Paris' approves "invisible" skyscraper
Photo: Herzogdemeuron.com
Paris has approved the construction of its first skyscraper in over 40 years. The Triangle, which met controversy when first proposed last year, has managed to win favour through one key achievement: it's invisible.
It may sound like a bizarre claim, but it is one that you could believe, given the brains behind it: the property is the child of none other than Jacques Herzog and Pierre de Meuron, the Swiss architectural wizards behind the transformation of London's Bankside Power Station into the sleek Tate Modern.
Their building, which, unsurprisingly, takes the form of a triangle, will stretch almost 600 feet into the air - just over a third shorter than the iconic Eiffel Tower.
That height proved too much for Parisian tastes.

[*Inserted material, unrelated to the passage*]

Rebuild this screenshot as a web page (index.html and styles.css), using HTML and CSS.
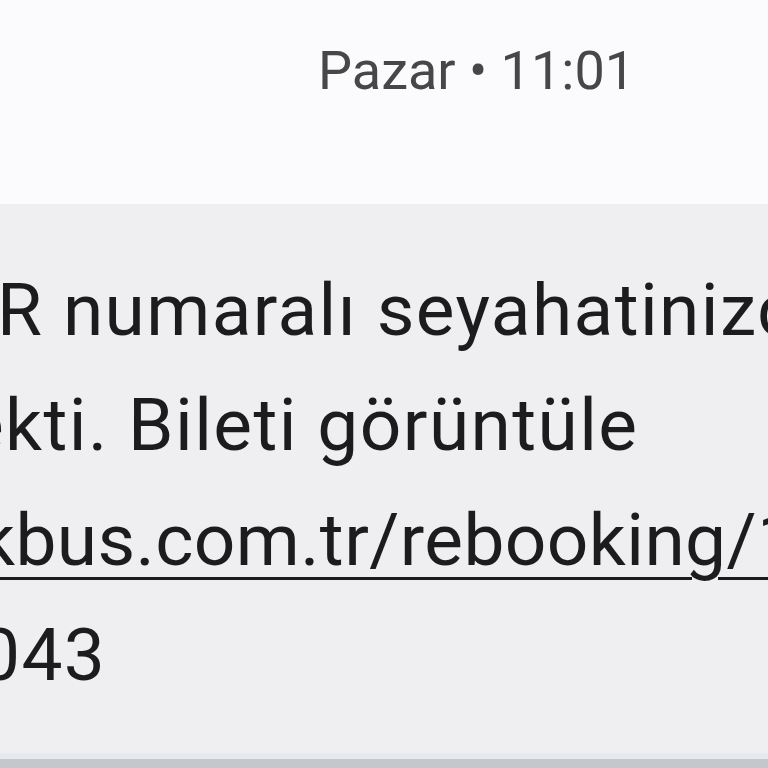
FILE: index.html
```html
<!DOCTYPE html>
<html lang="tr">
<head>
<meta charset="utf-8">
<link rel="stylesheet" href="styles.css">
</head>
<body>
<div class="screen">
  <header class="stamp-row">
    <span class="stamp">Pazar • 11:01</span>
  </header>
  <section class="bubble">
    <div class="line l1">R numaralı seyahatinizde</div>
    <div class="line l2">ekti. Bileti görüntüle</div>
    <div class="line l3"><span class="link">kbus.com.tr/rebooking/1d8f7a2c9b4e6</span></div>
    <div class="line l4">043</div>
  </section>
  <div class="edge"></div>
  <div class="divider"></div>
</div>
</body>
</html>
```
FILE: styles.css
```css
html, body {
  margin: 0;
  padding: 0;
  background: #fbfbfd;
}
.screen {
  width: 768px;
  height: 768px;
  overflow: hidden;
  display: flex;
  flex-direction: column;
  font-family: Roboto, "Noto Sans", sans-serif;
}
.stamp-row {
  height: 204px;
  box-sizing: border-box;
  padding: 36px 0 0 318px;
  flex: none;
}
.stamp {
  font-size: 54px;
  line-height: 70px;
  color: #474747;
  white-space: nowrap;
}
.bubble {
  flex: none;
  height: 549px;
  box-sizing: border-box;
  padding-top: 49px;
  background: #efeff2;
  color: #1c1c1e;
  font-size: 73px;
  letter-spacing: 1.4px;
  line-height: 115px;
  overflow: hidden;
}
.line {
  white-space: nowrap;
}
.l1 { margin-left: -3px; }
.l2 { margin-left: -35px; }
.l3 { margin-left: -22px; letter-spacing: 0.4px; }
.l4 { margin-left: -21px; }
.link {
  text-decoration: underline;
  text-decoration-thickness: 3px;
  text-underline-offset: 12px;
}
.edge {
  flex: none;
  height: 6px;
  background: #e6eaee;
}
.divider {
  flex: 1;
  background: #c5c8cb;
}
```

Indeed, skyscrapers have largely been absent from the French capital's central skyline: the last to be built was the Montparnasse tower in 1973, a black oblong that sticks out from the stylish cityscape.
"While there’s a commercial logic in locating a tower in a zone with an exhibition Centre, the neighborhood as a whole is low-rise," wrote Foreign Policy of the Triangle in November 2014. "Buildings stand 100 feet at most, and the streetscape is that of 19th-century Paris. Even the Triangle’s greatest defenders would admit that, at 590 feet, it was wildly out of scale. Only the Eiffel Tower, the Grande Arche de La Défense, and a handful of the city’s other icons compare."
Since then, though, there has been a Change of heart, after some political struggles: according to the Guardian, socialist mayor Anne Hidalgo negotiated the exchange of some of its office space for childcare and cultural spaces. Its claim to being invisible, meanwhile, is also a key part of its appeal: despite housing a 120-room hotel, the glass casing and tapering top floors will supposedly allow it to blend into the sky around it. If anyone can pull it off, Herzog and de Meuron can.